# INFORMATION PROVIDED
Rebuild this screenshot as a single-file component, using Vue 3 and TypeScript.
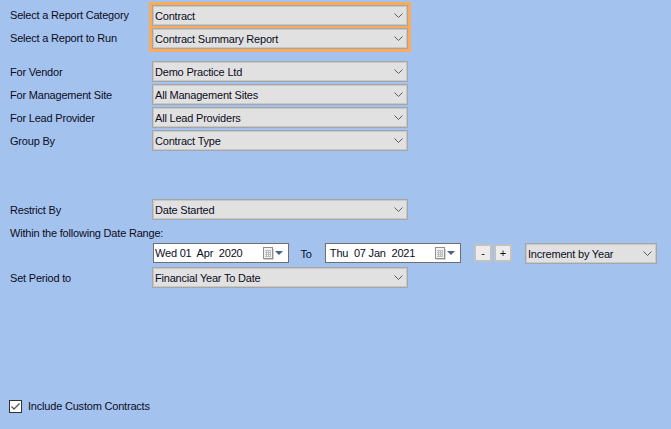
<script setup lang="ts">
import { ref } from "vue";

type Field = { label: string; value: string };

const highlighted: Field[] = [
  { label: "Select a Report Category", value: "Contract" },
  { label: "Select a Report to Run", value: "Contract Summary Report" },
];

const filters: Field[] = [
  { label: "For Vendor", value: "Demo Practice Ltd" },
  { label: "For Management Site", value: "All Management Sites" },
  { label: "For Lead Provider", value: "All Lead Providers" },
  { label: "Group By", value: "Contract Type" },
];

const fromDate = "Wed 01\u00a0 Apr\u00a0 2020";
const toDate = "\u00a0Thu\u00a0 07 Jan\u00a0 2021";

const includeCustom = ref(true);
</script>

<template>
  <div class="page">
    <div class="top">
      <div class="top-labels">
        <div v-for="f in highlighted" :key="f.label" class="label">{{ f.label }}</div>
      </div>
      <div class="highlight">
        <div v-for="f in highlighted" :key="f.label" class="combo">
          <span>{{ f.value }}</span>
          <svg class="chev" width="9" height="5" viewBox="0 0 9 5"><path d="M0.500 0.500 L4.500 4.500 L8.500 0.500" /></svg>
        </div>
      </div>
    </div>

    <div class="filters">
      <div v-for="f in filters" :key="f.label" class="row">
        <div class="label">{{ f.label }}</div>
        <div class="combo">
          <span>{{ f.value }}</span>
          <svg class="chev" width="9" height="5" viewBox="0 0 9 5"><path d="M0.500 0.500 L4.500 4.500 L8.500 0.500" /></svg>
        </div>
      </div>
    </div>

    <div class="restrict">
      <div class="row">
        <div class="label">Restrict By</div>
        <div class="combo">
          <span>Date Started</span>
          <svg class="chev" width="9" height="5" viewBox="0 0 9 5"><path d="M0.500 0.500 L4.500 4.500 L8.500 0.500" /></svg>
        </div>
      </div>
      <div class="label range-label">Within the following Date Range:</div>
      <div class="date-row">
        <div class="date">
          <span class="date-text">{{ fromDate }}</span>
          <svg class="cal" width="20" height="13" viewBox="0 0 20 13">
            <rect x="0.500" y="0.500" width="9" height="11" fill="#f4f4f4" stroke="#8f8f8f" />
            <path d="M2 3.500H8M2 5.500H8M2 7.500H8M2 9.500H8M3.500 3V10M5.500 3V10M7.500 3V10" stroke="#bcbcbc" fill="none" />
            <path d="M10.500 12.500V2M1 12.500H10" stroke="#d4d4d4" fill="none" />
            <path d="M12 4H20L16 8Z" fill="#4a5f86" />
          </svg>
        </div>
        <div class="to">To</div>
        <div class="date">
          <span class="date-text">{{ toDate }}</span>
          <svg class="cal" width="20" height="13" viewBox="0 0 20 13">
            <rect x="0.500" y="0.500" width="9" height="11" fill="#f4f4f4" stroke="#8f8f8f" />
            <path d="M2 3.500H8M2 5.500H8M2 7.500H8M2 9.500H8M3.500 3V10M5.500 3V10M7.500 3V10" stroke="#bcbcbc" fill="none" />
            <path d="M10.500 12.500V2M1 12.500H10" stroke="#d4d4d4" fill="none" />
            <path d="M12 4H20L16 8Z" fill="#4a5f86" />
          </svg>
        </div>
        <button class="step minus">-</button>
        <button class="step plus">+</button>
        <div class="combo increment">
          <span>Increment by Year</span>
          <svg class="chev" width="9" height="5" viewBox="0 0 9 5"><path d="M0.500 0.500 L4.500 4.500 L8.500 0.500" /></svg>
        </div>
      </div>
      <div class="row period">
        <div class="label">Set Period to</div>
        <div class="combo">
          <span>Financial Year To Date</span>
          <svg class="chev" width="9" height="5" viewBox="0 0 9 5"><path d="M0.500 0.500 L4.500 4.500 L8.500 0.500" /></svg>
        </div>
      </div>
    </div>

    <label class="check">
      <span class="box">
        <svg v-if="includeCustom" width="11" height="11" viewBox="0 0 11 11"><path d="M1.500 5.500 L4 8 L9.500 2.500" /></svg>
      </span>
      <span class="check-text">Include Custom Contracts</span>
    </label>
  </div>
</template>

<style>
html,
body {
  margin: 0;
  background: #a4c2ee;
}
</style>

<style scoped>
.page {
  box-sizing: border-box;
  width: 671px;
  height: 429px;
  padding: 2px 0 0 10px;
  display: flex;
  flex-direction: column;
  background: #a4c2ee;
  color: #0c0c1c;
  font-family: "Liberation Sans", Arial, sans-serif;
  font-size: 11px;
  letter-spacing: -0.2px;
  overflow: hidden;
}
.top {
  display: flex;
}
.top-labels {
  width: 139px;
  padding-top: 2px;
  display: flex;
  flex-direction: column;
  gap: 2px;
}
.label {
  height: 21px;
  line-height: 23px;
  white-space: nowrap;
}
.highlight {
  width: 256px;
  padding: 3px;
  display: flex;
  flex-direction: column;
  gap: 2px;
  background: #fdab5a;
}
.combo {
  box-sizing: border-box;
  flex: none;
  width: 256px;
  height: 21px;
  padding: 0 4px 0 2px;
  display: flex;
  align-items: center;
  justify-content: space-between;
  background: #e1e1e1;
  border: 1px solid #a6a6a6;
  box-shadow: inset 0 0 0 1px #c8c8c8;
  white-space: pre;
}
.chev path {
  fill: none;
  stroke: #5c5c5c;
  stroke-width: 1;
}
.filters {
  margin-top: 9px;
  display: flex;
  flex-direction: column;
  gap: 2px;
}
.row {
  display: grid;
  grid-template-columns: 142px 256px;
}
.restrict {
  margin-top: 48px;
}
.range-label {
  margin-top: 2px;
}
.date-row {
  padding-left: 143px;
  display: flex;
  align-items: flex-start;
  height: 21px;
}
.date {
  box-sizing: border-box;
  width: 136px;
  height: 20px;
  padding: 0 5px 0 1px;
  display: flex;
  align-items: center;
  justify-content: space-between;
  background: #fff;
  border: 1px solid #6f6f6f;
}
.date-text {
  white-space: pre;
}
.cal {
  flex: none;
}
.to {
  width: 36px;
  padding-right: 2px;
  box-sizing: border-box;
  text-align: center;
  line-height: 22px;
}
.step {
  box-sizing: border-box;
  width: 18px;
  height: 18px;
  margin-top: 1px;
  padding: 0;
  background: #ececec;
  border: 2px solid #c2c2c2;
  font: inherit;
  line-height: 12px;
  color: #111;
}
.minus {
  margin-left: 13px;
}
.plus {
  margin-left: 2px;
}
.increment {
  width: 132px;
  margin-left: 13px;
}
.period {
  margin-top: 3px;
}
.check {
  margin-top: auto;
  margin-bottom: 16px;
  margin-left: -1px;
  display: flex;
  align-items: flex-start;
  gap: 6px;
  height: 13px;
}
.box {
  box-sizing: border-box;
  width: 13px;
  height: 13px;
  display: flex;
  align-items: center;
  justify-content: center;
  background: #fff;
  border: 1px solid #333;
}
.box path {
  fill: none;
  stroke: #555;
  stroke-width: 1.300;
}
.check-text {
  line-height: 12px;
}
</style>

# TASK DETAILS
Your task is an exact transcription of all the data, minus the pictures.

# THE REPLY
Rebuild this screenshot as a single-file component, using Vue 3 and TypeScript.
<script setup lang="ts">
import { ref } from "vue";

type Field = { label: string; value: string };

const highlighted: Field[] = [
  { label: "Select a Report Category", value: "Contract" },
  { label: "Select a Report to Run", value: "Contract Summary Report" },
];

const filters: Field[] = [
  { label: "For Vendor", value: "Demo Practice Ltd" },
  { label: "For Management Site", value: "All Management Sites" },
  { label: "For Lead Provider", value: "All Lead Providers" },
  { label: "Group By", value: "Contract Type" },
];

const fromDate = "Wed 01\u00a0 Apr\u00a0 2020";
const toDate = "\u00a0Thu\u00a0 07 Jan\u00a0 2021";

const includeCustom = ref(true);
</script>

<template>
  <div class="page">
    <div class="top">
      <div class="top-labels">
        <div v-for="f in highlighted" :key="f.label" class="label">{{ f.label }}</div>
      </div>
      <div class="highlight">
        <div v-for="f in highlighted" :key="f.label" class="combo">
          <span>{{ f.value }}</span>
          <svg class="chev" width="9" height="5" viewBox="0 0 9 5"><path d="M0.500 0.500 L4.500 4.500 L8.500 0.500" /></svg>
        </div>
      </div>
    </div>

    <div class="filters">
      <div v-for="f in filters" :key="f.label" class="row">
        <div class="label">{{ f.label }}</div>
        <div class="combo">
          <span>{{ f.value }}</span>
          <svg class="chev" width="9" height="5" viewBox="0 0 9 5"><path d="M0.500 0.500 L4.500 4.500 L8.500 0.500" /></svg>
        </div>
      </div>
    </div>

    <div class="restrict">
      <div class="row">
        <div class="label">Restrict By</div>
        <div class="combo">
          <span>Date Started</span>
          <svg class="chev" width="9" height="5" viewBox="0 0 9 5"><path d="M0.500 0.500 L4.500 4.500 L8.500 0.500" /></svg>
        </div>
      </div>
      <div class="label range-label">Within the following Date Range:</div>
      <div class="date-row">
        <div class="date">
          <span class="date-text">{{ fromDate }}</span>
          <svg class="cal" width="20" height="13" viewBox="0 0 20 13">
            <rect x="0.500" y="0.500" width="9" height="11" fill="#f4f4f4" stroke="#8f8f8f" />
            <path d="M2 3.500H8M2 5.500H8M2 7.500H8M2 9.500H8M3.500 3V10M5.500 3V10M7.500 3V10" stroke="#bcbcbc" fill="none" />
            <path d="M10.500 12.500V2M1 12.500H10" stroke="#d4d4d4" fill="none" />
            <path d="M12 4H20L16 8Z" fill="#4a5f86" />
          </svg>
        </div>
        <div class="to">To</div>
        <div class="date">
          <span class="date-text">{{ toDate }}</span>
          <svg class="cal" width="20" height="13" viewBox="0 0 20 13">
            <rect x="0.500" y="0.500" width="9" height="11" fill="#f4f4f4" stroke="#8f8f8f" />
            <path d="M2 3.500H8M2 5.500H8M2 7.500H8M2 9.500H8M3.500 3V10M5.500 3V10M7.500 3V10" stroke="#bcbcbc" fill="none" />
            <path d="M10.500 12.500V2M1 12.500H10" stroke="#d4d4d4" fill="none" />
            <path d="M12 4H20L16 8Z" fill="#4a5f86" />
          </svg>
        </div>
        <button class="step minus">-</button>
        <button class="step plus">+</button>
        <div class="combo increment">
          <span>Increment by Year</span>
          <svg class="chev" width="9" height="5" viewBox="0 0 9 5"><path d="M0.500 0.500 L4.500 4.500 L8.500 0.500" /></svg>
        </div>
      </div>
      <div class="row period">
        <div class="label">Set Period to</div>
        <div class="combo">
          <span>Financial Year To Date</span>
          <svg class="chev" width="9" height="5" viewBox="0 0 9 5"><path d="M0.500 0.500 L4.500 4.500 L8.500 0.500" /></svg>
        </div>
      </div>
    </div>

    <label class="check">
      <span class="box">
        <svg v-if="includeCustom" width="11" height="11" viewBox="0 0 11 11"><path d="M1.500 5.500 L4 8 L9.500 2.500" /></svg>
      </span>
      <span class="check-text">Include Custom Contracts</span>
    </label>
  </div>
</template>

<style>
html,
body {
  margin: 0;
  background: #a4c2ee;
}
</style>

<style scoped>
.page {
  box-sizing: border-box;
  width: 671px;
  height: 429px;
  padding: 2px 0 0 10px;
  display: flex;
  flex-direction: column;
  background: #a4c2ee;
  color: #0c0c1c;
  font-family: "Liberation Sans", Arial, sans-serif;
  font-size: 11px;
  letter-spacing: -0.2px;
  overflow: hidden;
}
.top {
  display: flex;
}
.top-labels {
  width: 139px;
  padding-top: 2px;
  display: flex;
  flex-direction: column;
  gap: 2px;
}
.label {
  height: 21px;
  line-height: 23px;
  white-space: nowrap;
}
.highlight {
  width: 256px;
  padding: 3px;
  display: flex;
  flex-direction: column;
  gap: 2px;
  background: #fdab5a;
}
.combo {
  box-sizing: border-box;
  flex: none;
  width: 256px;
  height: 21px;
  padding: 0 4px 0 2px;
  display: flex;
  align-items: center;
  justify-content: space-between;
  background: #e1e1e1;
  border: 1px solid #a6a6a6;
  box-shadow: inset 0 0 0 1px #c8c8c8;
  white-space: pre;
}
.chev path {
  fill: none;
  stroke: #5c5c5c;
  stroke-width: 1;
}
.filters {
  margin-top: 9px;
  display: flex;
  flex-direction: column;
  gap: 2px;
}
.row {
  display: grid;
  grid-template-columns: 142px 256px;
}
.restrict {
  margin-top: 48px;
}
.range-label {
  margin-top: 2px;
}
.date-row {
  padding-left: 143px;
  display: flex;
  align-items: flex-start;
  height: 21px;
}
.date {
  box-sizing: border-box;
  width: 136px;
  height: 20px;
  padding: 0 5px 0 1px;
  display: flex;
  align-items: center;
  justify-content: space-between;
  background: #fff;
  border: 1px solid #6f6f6f;
}
.date-text {
  white-space: pre;
}
.cal {
  flex: none;
}
.to {
  width: 36px;
  padding-right: 2px;
  box-sizing: border-box;
  text-align: center;
  line-height: 22px;
}
.step {
  box-sizing: border-box;
  width: 18px;
  height: 18px;
  margin-top: 1px;
  padding: 0;
  background: #ececec;
  border: 2px solid #c2c2c2;
  font: inherit;
  line-height: 12px;
  color: #111;
}
.minus {
  margin-left: 13px;
}
.plus {
  margin-left: 2px;
}
.increment {
  width: 132px;
  margin-left: 13px;
}
.period {
  margin-top: 3px;
}
.check {
  margin-top: auto;
  margin-bottom: 16px;
  margin-left: -1px;
  display: flex;
  align-items: flex-start;
  gap: 6px;
  height: 13px;
}
.box {
  box-sizing: border-box;
  width: 13px;
  height: 13px;
  display: flex;
  align-items: center;
  justify-content: center;
  background: #fff;
  border: 1px solid #333;
}
.box path {
  fill: none;
  stroke: #555;
  stroke-width: 1.300;
}
.check-text {
  line-height: 12px;
}
</style>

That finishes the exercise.